- _What is expected_:
Below are some records. Say in a single number how many of their lines include the word "this".

- _Extracted material_:
-- start --
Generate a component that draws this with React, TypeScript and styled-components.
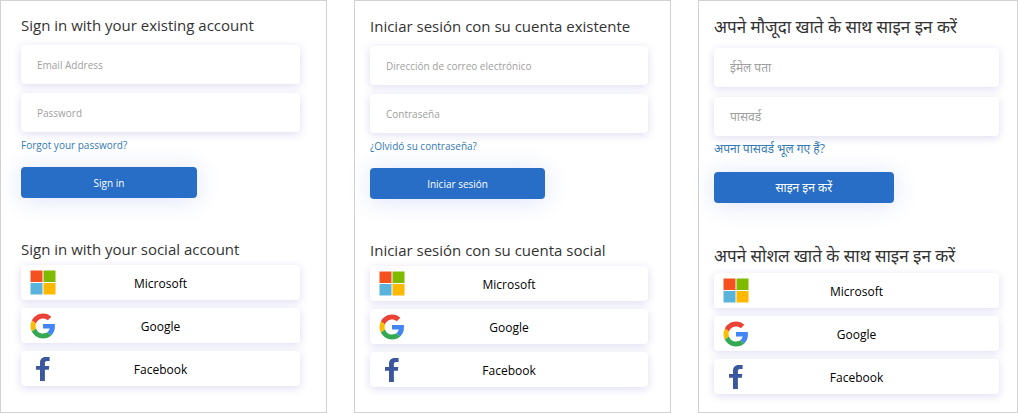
-- end --
-- start --
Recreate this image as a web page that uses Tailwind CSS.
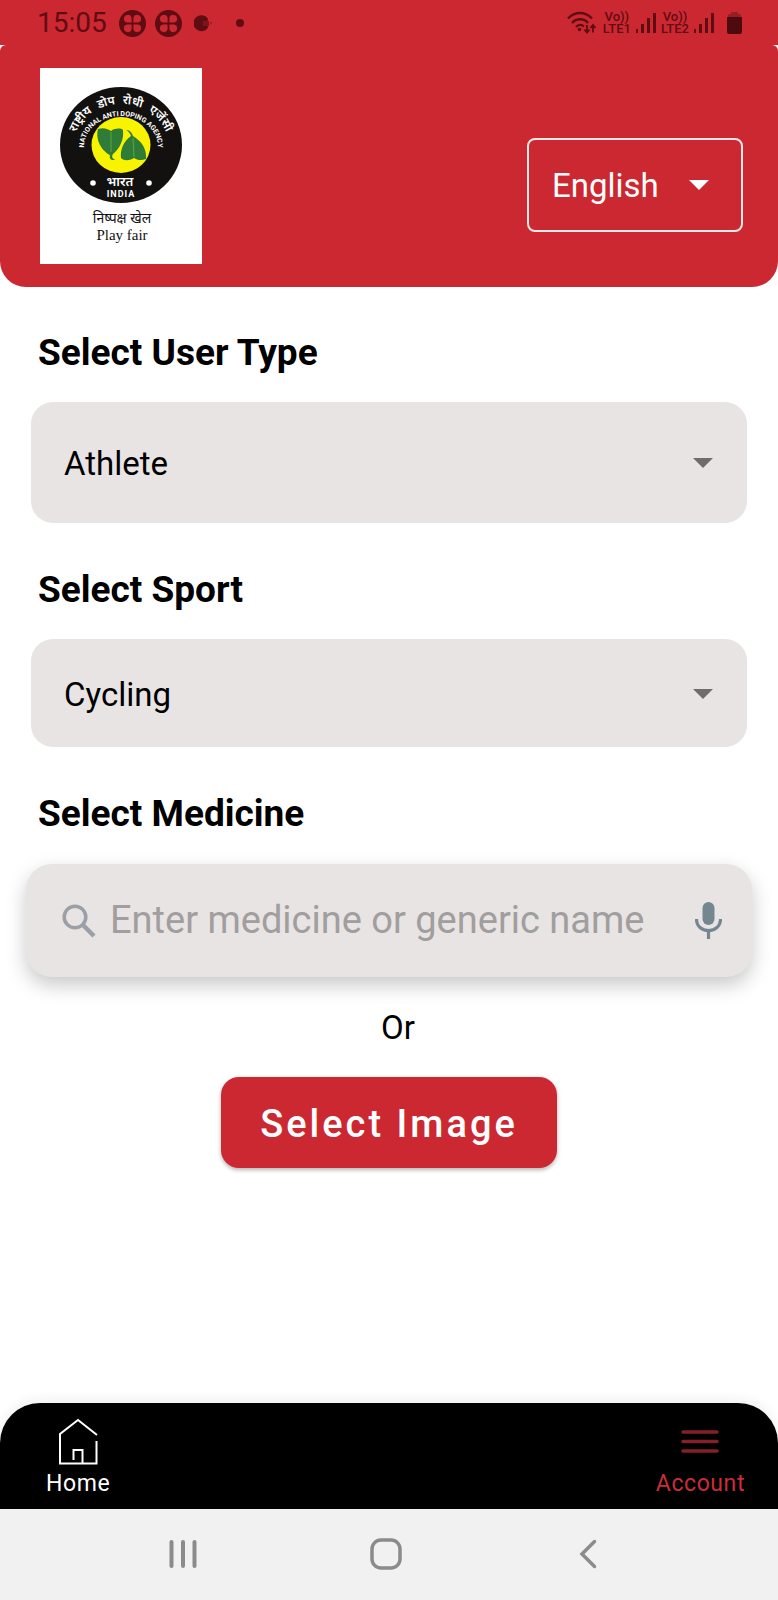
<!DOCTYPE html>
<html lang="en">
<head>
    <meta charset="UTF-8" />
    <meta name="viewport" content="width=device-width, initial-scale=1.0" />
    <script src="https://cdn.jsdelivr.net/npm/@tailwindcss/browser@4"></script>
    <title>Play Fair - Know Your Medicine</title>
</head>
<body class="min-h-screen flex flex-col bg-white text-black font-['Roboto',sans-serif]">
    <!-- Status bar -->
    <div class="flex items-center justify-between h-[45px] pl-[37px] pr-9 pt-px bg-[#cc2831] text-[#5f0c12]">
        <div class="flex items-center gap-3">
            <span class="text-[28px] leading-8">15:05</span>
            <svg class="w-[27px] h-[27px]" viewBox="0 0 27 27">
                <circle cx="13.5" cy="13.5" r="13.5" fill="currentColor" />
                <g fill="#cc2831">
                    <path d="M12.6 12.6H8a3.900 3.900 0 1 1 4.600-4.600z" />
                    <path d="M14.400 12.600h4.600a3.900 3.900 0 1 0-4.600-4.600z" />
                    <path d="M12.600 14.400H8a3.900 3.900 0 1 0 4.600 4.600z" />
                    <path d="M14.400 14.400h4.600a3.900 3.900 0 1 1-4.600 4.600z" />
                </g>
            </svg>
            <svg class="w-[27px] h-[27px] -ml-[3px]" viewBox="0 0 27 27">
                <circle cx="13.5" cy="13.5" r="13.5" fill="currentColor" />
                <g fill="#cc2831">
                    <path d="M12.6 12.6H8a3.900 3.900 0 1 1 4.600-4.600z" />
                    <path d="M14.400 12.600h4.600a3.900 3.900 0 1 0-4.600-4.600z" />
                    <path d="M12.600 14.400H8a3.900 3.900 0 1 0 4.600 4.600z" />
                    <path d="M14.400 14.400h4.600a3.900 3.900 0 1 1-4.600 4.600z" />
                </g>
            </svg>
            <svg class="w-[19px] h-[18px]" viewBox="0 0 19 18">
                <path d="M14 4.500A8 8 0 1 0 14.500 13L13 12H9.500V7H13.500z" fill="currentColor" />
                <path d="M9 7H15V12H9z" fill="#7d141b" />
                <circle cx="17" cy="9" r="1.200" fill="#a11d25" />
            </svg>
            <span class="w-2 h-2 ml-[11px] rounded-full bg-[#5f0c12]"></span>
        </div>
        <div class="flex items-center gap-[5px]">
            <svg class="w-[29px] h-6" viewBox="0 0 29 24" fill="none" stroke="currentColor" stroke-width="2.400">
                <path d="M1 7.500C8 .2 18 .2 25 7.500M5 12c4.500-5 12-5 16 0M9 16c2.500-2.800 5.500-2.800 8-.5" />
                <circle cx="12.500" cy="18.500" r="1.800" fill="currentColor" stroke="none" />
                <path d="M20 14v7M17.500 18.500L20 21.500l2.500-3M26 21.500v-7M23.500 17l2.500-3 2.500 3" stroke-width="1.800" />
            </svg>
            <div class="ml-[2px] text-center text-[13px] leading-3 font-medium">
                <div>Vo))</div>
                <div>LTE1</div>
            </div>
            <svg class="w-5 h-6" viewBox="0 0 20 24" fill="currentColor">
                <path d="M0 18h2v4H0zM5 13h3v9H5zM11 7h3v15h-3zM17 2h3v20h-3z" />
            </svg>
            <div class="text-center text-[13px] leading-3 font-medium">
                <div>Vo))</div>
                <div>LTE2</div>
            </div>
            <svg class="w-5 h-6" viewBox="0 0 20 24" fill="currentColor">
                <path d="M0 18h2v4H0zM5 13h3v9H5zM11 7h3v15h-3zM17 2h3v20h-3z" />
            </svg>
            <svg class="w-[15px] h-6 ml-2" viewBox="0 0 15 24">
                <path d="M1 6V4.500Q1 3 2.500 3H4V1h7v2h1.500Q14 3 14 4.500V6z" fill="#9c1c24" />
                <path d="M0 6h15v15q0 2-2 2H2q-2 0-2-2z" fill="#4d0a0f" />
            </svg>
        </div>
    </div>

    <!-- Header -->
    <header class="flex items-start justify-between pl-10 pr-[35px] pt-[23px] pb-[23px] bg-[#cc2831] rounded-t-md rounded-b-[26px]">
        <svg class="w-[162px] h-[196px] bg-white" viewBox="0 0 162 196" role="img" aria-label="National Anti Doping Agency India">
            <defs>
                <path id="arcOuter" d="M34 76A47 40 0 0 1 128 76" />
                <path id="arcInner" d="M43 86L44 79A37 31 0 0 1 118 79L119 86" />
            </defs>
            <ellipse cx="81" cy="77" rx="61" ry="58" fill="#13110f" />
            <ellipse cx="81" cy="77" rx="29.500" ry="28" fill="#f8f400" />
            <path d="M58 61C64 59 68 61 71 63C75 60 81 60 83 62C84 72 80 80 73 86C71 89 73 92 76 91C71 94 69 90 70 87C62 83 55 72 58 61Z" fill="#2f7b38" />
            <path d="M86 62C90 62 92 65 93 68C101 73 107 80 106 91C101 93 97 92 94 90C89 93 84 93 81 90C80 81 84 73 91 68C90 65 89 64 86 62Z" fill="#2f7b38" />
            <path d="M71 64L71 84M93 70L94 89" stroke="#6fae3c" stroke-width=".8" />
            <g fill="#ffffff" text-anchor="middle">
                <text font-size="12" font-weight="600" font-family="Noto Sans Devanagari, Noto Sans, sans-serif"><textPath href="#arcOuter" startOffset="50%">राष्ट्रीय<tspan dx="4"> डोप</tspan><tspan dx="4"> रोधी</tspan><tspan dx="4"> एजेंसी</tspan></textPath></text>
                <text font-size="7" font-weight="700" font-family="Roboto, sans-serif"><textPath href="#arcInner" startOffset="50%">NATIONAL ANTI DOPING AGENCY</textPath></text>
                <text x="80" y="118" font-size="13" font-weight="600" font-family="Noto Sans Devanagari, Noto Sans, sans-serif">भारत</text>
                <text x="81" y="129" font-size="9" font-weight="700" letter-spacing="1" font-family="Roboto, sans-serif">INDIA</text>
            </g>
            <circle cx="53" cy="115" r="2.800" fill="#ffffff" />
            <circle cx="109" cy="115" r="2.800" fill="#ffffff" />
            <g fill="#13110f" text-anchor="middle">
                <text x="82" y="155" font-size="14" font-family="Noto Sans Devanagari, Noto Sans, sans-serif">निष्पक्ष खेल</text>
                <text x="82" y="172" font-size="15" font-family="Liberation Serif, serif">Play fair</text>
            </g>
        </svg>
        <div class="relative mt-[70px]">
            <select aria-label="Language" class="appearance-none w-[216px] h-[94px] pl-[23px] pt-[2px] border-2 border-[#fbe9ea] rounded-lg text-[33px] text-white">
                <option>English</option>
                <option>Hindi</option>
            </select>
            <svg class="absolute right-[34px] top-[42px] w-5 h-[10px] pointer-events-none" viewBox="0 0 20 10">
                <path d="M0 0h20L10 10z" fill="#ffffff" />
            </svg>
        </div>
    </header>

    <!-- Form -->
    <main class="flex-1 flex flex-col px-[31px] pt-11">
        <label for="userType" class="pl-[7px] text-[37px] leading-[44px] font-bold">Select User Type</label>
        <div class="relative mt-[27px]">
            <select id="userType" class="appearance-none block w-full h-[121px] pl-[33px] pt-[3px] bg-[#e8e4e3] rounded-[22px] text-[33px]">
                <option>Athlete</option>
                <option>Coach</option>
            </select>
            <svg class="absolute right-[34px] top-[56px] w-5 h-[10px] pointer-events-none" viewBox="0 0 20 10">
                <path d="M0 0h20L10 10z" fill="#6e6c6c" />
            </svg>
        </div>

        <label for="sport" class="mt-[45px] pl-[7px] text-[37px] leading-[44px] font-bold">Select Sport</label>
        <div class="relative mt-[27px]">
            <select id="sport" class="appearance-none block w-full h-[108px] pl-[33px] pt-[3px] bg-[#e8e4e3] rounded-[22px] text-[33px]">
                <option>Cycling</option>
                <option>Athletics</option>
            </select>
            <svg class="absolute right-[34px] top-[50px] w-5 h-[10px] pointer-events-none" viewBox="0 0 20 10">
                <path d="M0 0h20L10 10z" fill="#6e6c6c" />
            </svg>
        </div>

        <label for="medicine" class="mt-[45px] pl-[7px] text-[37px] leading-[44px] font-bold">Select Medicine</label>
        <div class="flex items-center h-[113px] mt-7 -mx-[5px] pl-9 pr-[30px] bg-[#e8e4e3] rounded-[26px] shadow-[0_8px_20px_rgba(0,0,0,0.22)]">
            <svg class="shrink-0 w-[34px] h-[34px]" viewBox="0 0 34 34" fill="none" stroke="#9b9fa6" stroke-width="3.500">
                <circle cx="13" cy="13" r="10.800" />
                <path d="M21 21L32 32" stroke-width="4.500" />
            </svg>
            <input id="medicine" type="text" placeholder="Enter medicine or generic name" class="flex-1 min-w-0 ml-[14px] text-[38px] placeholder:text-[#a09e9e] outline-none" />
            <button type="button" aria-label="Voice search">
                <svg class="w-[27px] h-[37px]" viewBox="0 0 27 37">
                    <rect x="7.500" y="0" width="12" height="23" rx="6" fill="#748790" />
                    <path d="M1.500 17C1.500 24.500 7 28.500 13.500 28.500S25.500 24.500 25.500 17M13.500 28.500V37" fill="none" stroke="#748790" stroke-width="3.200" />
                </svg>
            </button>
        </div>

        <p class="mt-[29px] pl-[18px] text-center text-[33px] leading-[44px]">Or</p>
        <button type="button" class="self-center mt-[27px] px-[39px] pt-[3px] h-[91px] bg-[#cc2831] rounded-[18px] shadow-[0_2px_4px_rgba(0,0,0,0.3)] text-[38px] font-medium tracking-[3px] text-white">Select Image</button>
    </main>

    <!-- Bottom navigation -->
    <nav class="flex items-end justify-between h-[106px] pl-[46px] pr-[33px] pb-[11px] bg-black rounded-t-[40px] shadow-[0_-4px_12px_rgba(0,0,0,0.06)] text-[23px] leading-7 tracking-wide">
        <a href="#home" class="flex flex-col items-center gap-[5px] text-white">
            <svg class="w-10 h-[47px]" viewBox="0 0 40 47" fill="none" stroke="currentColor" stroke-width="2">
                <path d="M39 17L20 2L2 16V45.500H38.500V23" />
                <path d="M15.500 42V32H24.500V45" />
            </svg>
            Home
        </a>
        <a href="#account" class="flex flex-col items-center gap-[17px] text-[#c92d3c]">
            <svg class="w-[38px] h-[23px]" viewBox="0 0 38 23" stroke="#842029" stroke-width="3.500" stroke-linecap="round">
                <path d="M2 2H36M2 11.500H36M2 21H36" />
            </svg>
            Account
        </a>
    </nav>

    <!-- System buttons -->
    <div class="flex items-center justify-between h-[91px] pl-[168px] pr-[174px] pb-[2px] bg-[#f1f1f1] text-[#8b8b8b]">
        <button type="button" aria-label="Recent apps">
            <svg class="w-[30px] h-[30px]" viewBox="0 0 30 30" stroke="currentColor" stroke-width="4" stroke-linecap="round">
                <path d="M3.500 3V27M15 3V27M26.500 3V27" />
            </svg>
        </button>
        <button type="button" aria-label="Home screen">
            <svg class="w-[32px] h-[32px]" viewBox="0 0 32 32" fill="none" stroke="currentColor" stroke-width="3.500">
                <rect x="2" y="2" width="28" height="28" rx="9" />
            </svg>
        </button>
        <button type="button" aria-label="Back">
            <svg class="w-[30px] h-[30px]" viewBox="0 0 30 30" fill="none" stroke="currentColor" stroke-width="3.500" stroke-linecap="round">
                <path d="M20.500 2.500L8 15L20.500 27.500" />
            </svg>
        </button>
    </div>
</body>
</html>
-- end --
- _Final result_:
2